Lejeune fue amigo de S.S. Juan Pablo II, a quien admiraba profundamente y cuyo mensaje de amor a la vida lo tocaba en lo más hondo de la suya propia. En este intercambio espiritual se gestó la creación de la Pontificia Academia para la Vida, una concepción nueva que buscaba abordar los grandes problemas que se le plantean al hombre a través del crecimiento de su poder sobre la vida. La Academia es un cuerpo interdisciplinario, llamado a aportar su sostén intelectual a la obra de la Iglesia en la promoción y defensa de la vida humana, singularmente en aquellos aspectos de biomedicina y de derecho que tocan más de cerca al ámbito del magisterio.
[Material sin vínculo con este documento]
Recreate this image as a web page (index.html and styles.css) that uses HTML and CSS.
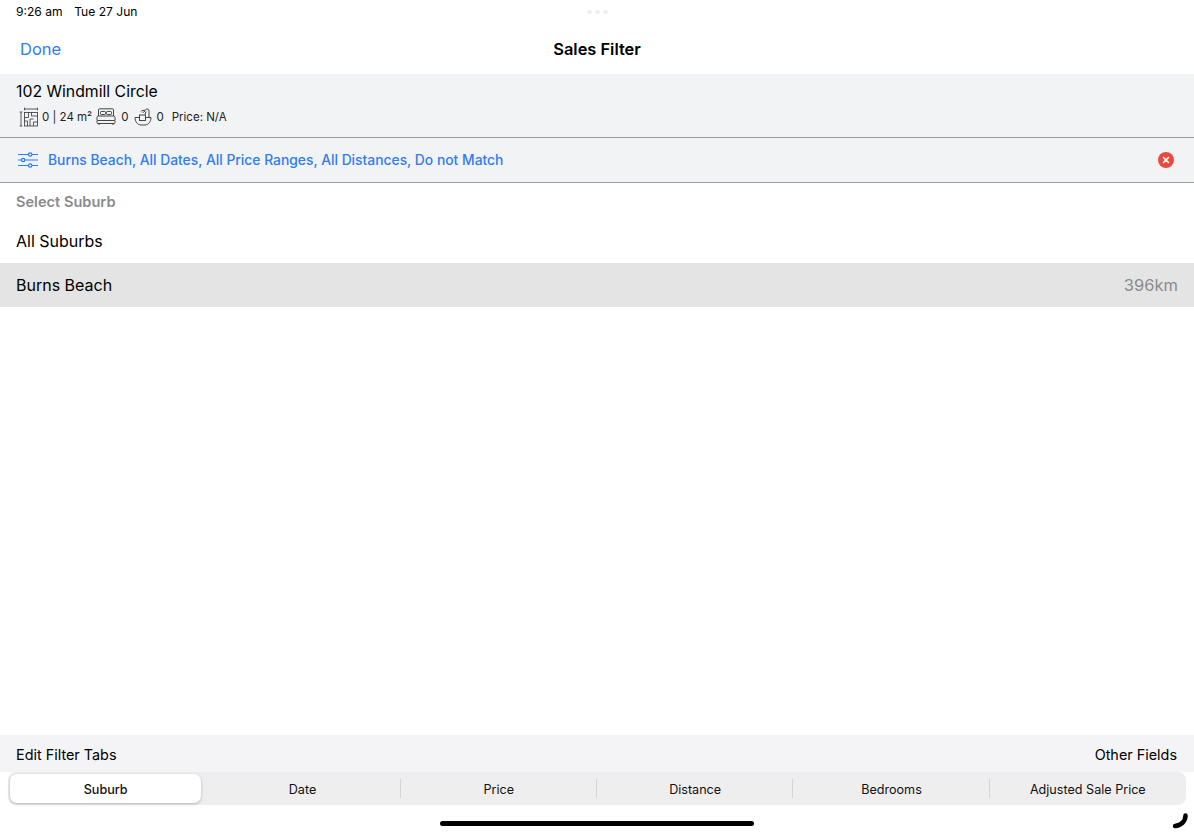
FILE: index.html
```html
<!DOCTYPE html>
<html lang="en">
<head>
<meta charset="utf-8">
<title>Sales Filter</title>
<link rel="stylesheet" href="styles.css">
</head>
<body>
<div class="app">
  <div class="status"><span>9:26 am</span><span>Tue 27 Jun</span></div>
  <div class="dots"><i></i><i></i><i></i></div>
  <nav class="nav">
    <a class="done">Done</a>
    <h1 class="title">Sales Filter</h1>
  </nav>
  <section class="property">
    <div class="address">102 Windmill Circle</div>
    <div class="facts">
      <svg class="ico-plan" width="20" height="20" viewBox="0 0 20 20" fill="none" stroke="#333" stroke-width="0.8">
        <path d="M5.500 2h13M5.500 .6v2.800M18.500 .6v2.800M2 5v14M.7 5h2.600M.7 19h2.600"/>
        <rect x="5.500" y="5.500" width="13" height="13.500"/>
        <path d="M5.500 10.500h4V5.500M12.500 5.500V9h6M5.500 14h3v5M11 19v-7h3.500M14.500 19v-4h4"/>
      </svg>
      <span class="f1">0 | 24 m²</span>
      <svg class="ico-bed" width="20" height="18" viewBox="0 0 20 18" fill="none" stroke="#333" stroke-width="0.9">
        <path d="M2.500 8V2Q2.500 .8 3.700 .8h12.600q1.200 0 1.200 1.200V8"/>
        <rect x="4.500" y="3.500" width="5" height="3" rx=".8"/>
        <rect x="10.500" y="3.500" width="5" height="3" rx=".8"/>
        <path d="M1 12.500V9.500Q1 8 2.500 8h15Q19 8 19 9.500V12.500"/>
        <rect x="1" y="12.500" width="18" height="3" rx=".8"/>
        <path d="M3 15.500v1.500M17 15.500v1.500"/>
      </svg>
      <span class="f2">0</span>
      <svg class="ico-bath" width="18" height="18" viewBox="0 0 18 18" fill="none" stroke="#333" stroke-width="0.9">
        <path d="M1 9.500h4.500M11.500 9.500H17c0 4-2.500 7.500-6 7.500H7c-3.500 0-6-3.500-6-7.500"/>
        <path d="M15 9.500V3q0-2-1.800-2-1.200 0-2 1.200L7.500 2.700"/>
        <path d="M9 4.500l2-1.500M11 6.500l1-3M7 3.500l1 1"/>
        <rect x="5.500" y="7" width="6" height="5.500"/>
      </svg>
      <span class="f3">0</span>
      <span class="price">Price: N/A</span>
    </div>
  </section>
  <section class="summary">
    <svg width="20" height="16" viewBox="0 0 20 16" fill="none" stroke="#2f7cf6" stroke-width="1.200">
      <path d="M0 2.500h10.500M14 2.500h6M0 8h3.500M7 8h13M0 13.500h10.500M14 13.500h6"/>
      <circle cx="12.200" cy="2.500" r="1.700"/>
      <circle cx="5.200" cy="8" r="1.700"/>
      <circle cx="12.200" cy="13.500" r="1.700"/>
    </svg>
    <span class="summary-text">Burns Beach, All Dates, All Price Ranges, All Distances, Do not Match</span>
    <svg class="clear" width="16" height="16" viewBox="0 0 17 17">
      <circle cx="8.500" cy="8.500" r="8.500" fill="#ea4a3c"/>
      <path d="M5.900 5.900l5.200 5.200M11.100 5.900l-5.200 5.200" stroke="#fff" stroke-width="1.700" stroke-linecap="round"/>
    </svg>
  </section>
  <div class="section-head">Select Suburb</div>
  <ul class="list">
    <li class="row all">All Suburbs</li>
    <li class="row selected"><span>Burns Beach</span><span class="dist">396km</span></li>
  </ul>
  <div class="spacer"></div>
  <div class="tools"><span>Edit Filter Tabs</span><span>Other Fields</span></div>
  <div class="tabs">
    <div class="tab active">Suburb</div>
    <div class="tab">Date</div>
    <div class="tab sep">Price</div>
    <div class="tab sep">Distance</div>
    <div class="tab sep">Bedrooms</div>
    <div class="tab sep">Adjusted Sale Price</div>
  </div>
  <div class="home"><div class="home-bar"></div>
    <svg class="corner" width="18" height="18" viewBox="0 0 18 18" fill="none"><path d="M14.500 2.500C14.500 8 10.500 12.500 4 13" stroke="#000" stroke-width="4.500" stroke-linecap="round"/></svg>
  </div>
</div>
</body>
</html>
```
FILE: styles.css
```css
* { box-sizing: border-box; }
html, body { margin: 0; padding: 0; background: #fff; }
body { font-family: Inter, "Liberation Sans", sans-serif; color: #000; }
.app { position: relative; width: 1194px; height: 834px; display: flex; flex-direction: column; overflow: hidden; }
.status { height: 24px; padding: 5px 0 0 16px; display: flex; gap: 11.500px; font-size: 12.100px; line-height: 14px; font-weight: 400; }
.dots { position: absolute; left: 587px; top: 10px; display: flex; gap: 3px; }
.dots i { width: 5px; height: 4px; border-radius: 50%; background: #eee; }
.nav { position: relative; height: 50px; display: flex; align-items: center; justify-content: center; }
.done { position: absolute; left: 20px; top: 15px; font-size: 16.500px; line-height: 20px; color: #2f7cf6; }
.title { margin: 0; font-size: 16.400px; line-height: 20px; font-weight: 600; }
.property { height: 64px; background: #f2f3f5; border-bottom: 1px solid #9d9d9d; padding: 8px 16px 0; }
.address { font-size: 15.800px; line-height: 20px; }
.facts { display: flex; align-items: center; height: 20px; margin-top: 5px; font-size: 11.500px; color: #222; padding-left: 3px; }
.f1 { margin-left: 3px; }
.ico-bed { margin-left: 4px; }
.f2 { margin-left: 5px; }
.ico-bath { margin-left: 6px; }
.f3 { margin-left: 4px; }
.price { margin-left: 8px; }
.summary { height: 45px; background: #f2f3f5; border-bottom: 1px solid #9d9d9d; display: flex; align-items: center; padding: 0 20px 0 18px; gap: 10px; }
.summary-text { flex: 1; font-size: 13.850px; font-weight: 450; color: #2f7cf6; }
.section-head { height: 37px; padding: 11px 16px 0; font-size: 14.600px; line-height: 16px; font-weight: 600; color: #8a8a8e; }
.list { list-style: none; margin: 0; padding: 0; }
.row { height: 43px; padding: 0 16px; display: flex; align-items: center; justify-content: space-between; font-size: 16px; }
.row.all { padding-bottom: 1px; }
.row.selected { height: 44px; background: #e4e4e4; }
.dist { color: #8a8a8e; font-size: 16.500px; }
.spacer { flex: 1; }
.tools { height: 37px; background: #f4f4f6; padding: 1px 17px 0 16px; display: flex; align-items: center; justify-content: space-between; font-size: 14.400px; }
.tabs { height: 33px; margin: 0 8px; border-radius: 8px; background: #eeeeef; display: grid; grid-template-columns: repeat(6, 1fr); }
.tab { position: relative; display: flex; align-items: center; justify-content: center; padding-top: 1px; font-size: 12.600px; font-weight: 400; color: #111; }
.tab.active { margin: 2px 3px 2px 2px; background: #fff; border-radius: 7px; box-shadow: 0 1px 3px rgba(0,0,0,.25); font-weight: 500; }
.tab.sep::before { content: ""; position: absolute; left: -1px; top: 7px; bottom: 7px; width: 1px; background: #d4d4d6; }
.home { position: relative; height: 29px; }
.home-bar { position: absolute; left: 440px; top: 16px; width: 314px; height: 5px; border-radius: 3px; background: #000; }
.corner { position: absolute; left: 1171px; top: 8px; }
```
Era una forma nueva de concebir una Academia en cuanto ella –sin sacrificar el rigor intelectual y la adhesión a la verdad– no es neutra respecto de la vida humana, sino que acepta gozosamente que es misión de la ciencia servirla y defenderla. Lejeune fue nombrado en 1994 para que ejerciera como primer presidente de la Academia. Algunas semanas después, en la Pascua de Resurrección de ese mismo año, el Señor llamó a Sí a Jérôme Lejeune. Su Santidad el Papa hizo llegar a sus funerales un mensaje para que fuera transmitido a través del Cardenal Arzobispo de París. Allí decía: «Hacemos frente hoy día a la muerte de un gran cristiano del siglo veinte, un hombre para quien la defensa de la vida fue un apostolado. Es claro que en la actual situación mundial, esta forma de apostolado laico es particularmente necesaria. Queremos hoy día darle gracias a Dios –a Él que es el Autor de la Vida–, por todo lo que el Profesor Lejeune ha sido para nosotros, por todo lo que hizo para defender y promover la dignidad de la vida humana. En particular quisiera agradecerle por haber tomado la iniciativa en la creación de la Pontificia Academia Pro Vita...»
El legado espiritual de Jérôme Lejeune compromete hoy a todos los cristianos con más fuerza que nunca.